Task directions: Only the number is wanted: tally the lines below that contain the word "page".

[Records with interface code]
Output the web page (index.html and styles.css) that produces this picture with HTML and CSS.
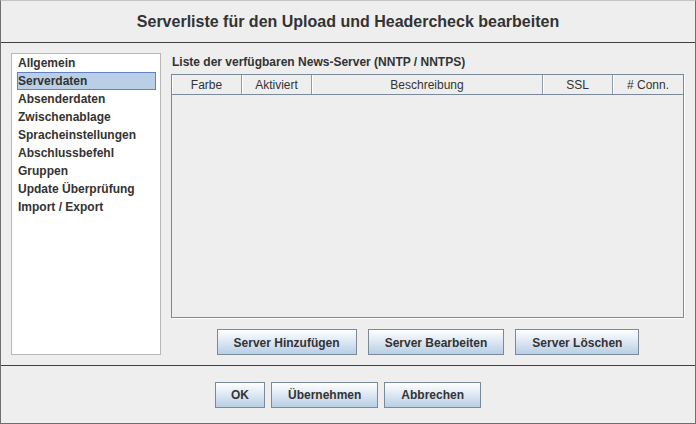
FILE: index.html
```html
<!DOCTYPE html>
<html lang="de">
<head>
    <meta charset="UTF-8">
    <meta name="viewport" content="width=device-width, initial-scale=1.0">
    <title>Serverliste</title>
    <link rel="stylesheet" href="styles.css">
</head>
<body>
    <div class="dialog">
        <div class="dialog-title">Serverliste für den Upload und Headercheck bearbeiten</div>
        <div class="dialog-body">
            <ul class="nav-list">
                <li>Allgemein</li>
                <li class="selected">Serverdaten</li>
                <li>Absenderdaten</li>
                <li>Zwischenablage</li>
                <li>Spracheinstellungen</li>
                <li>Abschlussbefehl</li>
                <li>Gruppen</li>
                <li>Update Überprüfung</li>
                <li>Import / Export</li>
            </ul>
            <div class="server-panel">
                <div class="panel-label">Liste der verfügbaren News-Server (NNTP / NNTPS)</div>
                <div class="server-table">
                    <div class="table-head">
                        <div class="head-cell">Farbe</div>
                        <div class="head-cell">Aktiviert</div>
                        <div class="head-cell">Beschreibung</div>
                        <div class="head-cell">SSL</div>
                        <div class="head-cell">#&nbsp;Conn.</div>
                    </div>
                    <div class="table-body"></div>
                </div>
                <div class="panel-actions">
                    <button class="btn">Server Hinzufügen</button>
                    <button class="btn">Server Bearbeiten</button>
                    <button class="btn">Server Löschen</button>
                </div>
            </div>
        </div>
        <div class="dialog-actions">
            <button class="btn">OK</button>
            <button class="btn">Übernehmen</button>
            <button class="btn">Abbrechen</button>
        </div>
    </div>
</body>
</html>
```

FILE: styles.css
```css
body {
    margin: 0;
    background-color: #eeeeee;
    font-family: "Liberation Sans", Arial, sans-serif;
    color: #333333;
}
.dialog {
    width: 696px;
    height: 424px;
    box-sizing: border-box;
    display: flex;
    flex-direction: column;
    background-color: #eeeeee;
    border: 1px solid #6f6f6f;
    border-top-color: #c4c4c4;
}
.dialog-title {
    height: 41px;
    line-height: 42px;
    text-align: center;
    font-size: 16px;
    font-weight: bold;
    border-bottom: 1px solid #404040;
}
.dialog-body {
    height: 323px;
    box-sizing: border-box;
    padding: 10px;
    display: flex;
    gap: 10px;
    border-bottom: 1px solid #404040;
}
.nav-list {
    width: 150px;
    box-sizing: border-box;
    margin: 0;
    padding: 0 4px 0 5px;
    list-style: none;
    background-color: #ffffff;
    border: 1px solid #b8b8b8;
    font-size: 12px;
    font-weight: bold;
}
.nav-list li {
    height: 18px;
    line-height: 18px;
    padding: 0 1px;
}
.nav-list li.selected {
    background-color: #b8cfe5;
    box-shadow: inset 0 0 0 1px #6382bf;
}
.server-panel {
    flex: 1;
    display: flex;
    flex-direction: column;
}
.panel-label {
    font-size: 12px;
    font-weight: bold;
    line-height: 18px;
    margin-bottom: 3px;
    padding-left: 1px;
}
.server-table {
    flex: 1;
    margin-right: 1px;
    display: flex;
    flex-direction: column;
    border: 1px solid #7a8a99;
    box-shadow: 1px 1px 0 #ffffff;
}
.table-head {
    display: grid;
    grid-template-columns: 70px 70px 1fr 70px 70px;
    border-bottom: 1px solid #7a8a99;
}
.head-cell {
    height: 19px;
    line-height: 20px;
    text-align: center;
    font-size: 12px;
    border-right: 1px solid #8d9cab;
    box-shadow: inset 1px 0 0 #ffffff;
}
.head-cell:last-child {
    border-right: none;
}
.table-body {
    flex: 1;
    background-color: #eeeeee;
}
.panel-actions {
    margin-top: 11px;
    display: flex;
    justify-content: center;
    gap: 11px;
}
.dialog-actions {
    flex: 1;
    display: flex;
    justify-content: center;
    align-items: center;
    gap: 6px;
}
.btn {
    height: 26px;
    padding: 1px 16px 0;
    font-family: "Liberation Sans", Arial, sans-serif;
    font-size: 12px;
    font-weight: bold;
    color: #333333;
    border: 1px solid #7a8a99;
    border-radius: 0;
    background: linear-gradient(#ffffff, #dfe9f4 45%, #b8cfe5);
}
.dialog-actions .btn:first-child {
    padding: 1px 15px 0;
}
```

---

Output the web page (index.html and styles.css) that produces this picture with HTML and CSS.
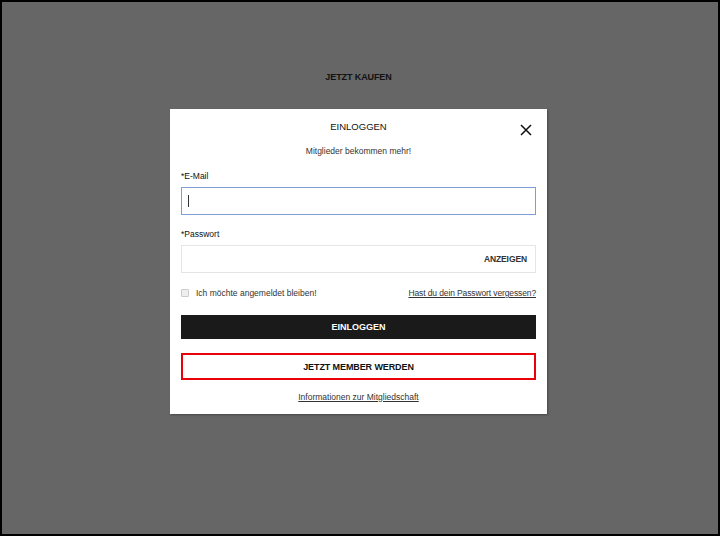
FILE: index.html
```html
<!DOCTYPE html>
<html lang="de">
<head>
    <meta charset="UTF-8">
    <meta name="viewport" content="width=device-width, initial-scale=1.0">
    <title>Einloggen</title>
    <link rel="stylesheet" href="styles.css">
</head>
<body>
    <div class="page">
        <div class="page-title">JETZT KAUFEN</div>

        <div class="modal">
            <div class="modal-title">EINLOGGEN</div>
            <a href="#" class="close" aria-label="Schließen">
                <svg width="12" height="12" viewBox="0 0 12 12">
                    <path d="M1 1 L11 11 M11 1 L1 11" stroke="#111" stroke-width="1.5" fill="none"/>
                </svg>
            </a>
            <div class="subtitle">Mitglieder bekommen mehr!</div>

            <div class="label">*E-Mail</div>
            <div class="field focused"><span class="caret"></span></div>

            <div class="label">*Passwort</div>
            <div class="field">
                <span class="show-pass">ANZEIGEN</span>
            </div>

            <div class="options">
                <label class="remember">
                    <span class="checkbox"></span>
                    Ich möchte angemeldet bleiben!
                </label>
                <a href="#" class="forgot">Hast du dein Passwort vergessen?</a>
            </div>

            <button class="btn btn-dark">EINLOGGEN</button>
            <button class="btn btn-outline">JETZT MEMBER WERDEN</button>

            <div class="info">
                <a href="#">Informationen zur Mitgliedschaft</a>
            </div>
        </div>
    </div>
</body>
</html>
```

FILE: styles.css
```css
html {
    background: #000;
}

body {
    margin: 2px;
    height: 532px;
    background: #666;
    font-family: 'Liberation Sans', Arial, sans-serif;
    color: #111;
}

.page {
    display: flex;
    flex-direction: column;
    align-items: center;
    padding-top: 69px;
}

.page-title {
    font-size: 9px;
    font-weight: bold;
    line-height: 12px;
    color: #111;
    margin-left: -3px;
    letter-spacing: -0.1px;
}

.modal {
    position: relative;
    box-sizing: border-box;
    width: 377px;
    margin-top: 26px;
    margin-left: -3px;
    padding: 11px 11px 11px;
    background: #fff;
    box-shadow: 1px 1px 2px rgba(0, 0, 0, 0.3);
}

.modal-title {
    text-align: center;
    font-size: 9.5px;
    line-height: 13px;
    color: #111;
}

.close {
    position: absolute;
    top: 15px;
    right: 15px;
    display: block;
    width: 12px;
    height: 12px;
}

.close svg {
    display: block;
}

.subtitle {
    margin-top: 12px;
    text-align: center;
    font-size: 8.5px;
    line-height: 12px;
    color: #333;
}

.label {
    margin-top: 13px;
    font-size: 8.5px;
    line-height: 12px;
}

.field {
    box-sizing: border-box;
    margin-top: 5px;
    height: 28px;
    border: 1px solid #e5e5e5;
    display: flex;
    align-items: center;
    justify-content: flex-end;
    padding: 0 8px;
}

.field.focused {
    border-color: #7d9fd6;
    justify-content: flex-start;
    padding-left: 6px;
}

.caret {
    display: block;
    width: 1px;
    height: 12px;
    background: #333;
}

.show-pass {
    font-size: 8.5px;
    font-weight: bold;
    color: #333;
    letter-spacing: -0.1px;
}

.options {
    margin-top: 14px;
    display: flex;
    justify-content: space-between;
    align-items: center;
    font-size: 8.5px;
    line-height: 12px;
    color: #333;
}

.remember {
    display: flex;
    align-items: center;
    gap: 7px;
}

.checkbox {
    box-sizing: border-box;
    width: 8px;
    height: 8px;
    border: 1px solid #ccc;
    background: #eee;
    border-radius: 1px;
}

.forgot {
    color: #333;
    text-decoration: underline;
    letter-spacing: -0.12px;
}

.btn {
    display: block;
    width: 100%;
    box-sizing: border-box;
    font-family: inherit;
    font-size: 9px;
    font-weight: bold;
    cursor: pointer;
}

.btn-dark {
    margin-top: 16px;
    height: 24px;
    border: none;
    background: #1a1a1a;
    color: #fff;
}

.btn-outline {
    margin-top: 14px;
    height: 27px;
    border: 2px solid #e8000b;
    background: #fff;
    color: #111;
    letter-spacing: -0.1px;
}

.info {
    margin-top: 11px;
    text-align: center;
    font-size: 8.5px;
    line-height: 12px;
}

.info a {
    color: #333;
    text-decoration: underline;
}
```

Exercise solution: 6